Friday, December 27, 2013

I Don't Care


When you learn not to care

"I don’t have to be perfect. All I have to do is show up and enjoy the messy, imperfect and beautiful journey of my life. It’s a trip more wonderful than I could have imagined."—  Kerry Washington
I decided several years ago that I just don’t care.  I don’t care about the holiday baking which takes three full days, the decorating which takes even longer, I don’t care about finding the perfect gift or making sure I get Christmas cards out.    I don’t care if I have a holiday party or if I go to holiday parties and I don’t care to spend weeks finding the  perfect holiday outfit.   
I can’t quite pinpoint the exact moment it happened but at some point the lip service I gave to not caring about perfection, became genuinely real in me.  At some point what I  longed to truly feel and  believe became an actual layer and not one I was just desperately trying to make fit.  Somehow it actually became a part of me.
And with it I said good bye to some things. Gone are the frantic days and weeks of preparation with the constant ball of doom in my belly, which comes with knowing it will never be done or good enough anyway.
So maybe I will miss some things and in a few I might regret not sending those Christmas cards or finding the perfect widget.  Maybe.  It hasn’t happened yet, but it could.   I may wish I had cleaned up a little bit more before the doorbell rang or that I didn’t suddenly notice all the things in my house I still haven’t gotten to since last year. So far I have been ok with this.  I have replaced those crazy rituals with something else, things which have had a much bigger impact on my life.
The things I have decided not to care about, the things I have decided to allow to exist in messy imperfection in my life?  Those things by allowing them to stay just as they are, allow me experiences which can’t be found anywhere with a price tag.
One of my favorite pictures from Christmas last year is one of me rolling around on the floor with Tanner as he opened his presents.  At 13 he didn’t move as fast as he once did, but for 13 years he taught me how to open presents with so much excitement that what was in the package became secondary.  It didn’t matter to him that these were just new food dishes, as he shredded paper frantically uncovering them, he was thrilled with getting to open it!
 This year, my heart felt heavy as I thought of last Christmas when I had all three of my dogs here.  Tanner said good bye this summer and just before Christmas Maggie delivered her puppies as scheduled, which means she won’t be home for another few weeks yet.  Her presents, the toys and treats wait for her return so she can rip into them. 

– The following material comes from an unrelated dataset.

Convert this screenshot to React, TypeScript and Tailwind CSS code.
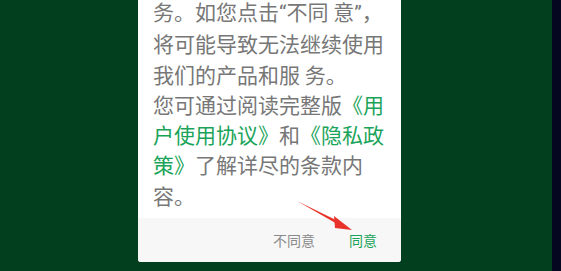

Christmas Eve, I looked at Ellie feeling so much gratitude for her presence but sadness in missing my Mags and Tanner.  I am quite sure Ellie understands human language, well at least my human language.  Thankfully it has been witnessed  by other people which saves me from being sent for a psych eval. 
Given her incredible ability to sense my emotions and take care of me  I should not have been surprised that she insisted on being within touching distance of me the entire night.  As I curled up on the floor as my family I started to exchange gifts, she positioned herself so her head was near mine, her chin on my shoulder. 


Earlier in the afternoon I had received a text from my brother, my mom wouldn’t be meeting me at church as planned.  She had choked on something and after a scary few minutes was fine, but was tired and resting. She would still make it for our family celebration but was going to take it easy for a bit.  My initial emotion, a combination of gut clenching horror, thinking of the what ifs and sadness that she would not be next to me in church. This  quickly gave way to incredible gratitude for the outcome.  Had the outcome been different,  how much would any of the decorations, gifts, or cooking have mattered? 
So when my mom arrived at my house Christmas Eve, I made sure I wasn’t rushing around doing last minute things.  I helped my brother carry things in and got her settled.  When I was in the middle of doing something and she wanted me to open a gift bag right now, instead of being impatient with her, I opened the bag.  I didn’t get bows on the gift and the darkness hid how I hadn’t gotten around to dusting.  Instead I shared the moments with her, sitting in the glow of the tree lights.

These are the moments I care about, these are the experiences I will look back at and remember.  When I reflect on years past I can’t remember most details.  The ones I spent hours obsessing over.  But I do remember rolling around with Tanner on the floor, helping him open his gifts, and this year I will remember Ellie’s head on my shoulder and sitting with my mom .


My house is trashed, my cookies came from a store package and my gifts barely wrapped.  I didn’t get around to sending Christmas cards and in fact still have a stack of cards I need to open yet.  I don’t care about any of it.  Life is pretty damn good in the moments I have decided I do care about and the ones I will hold in my heart.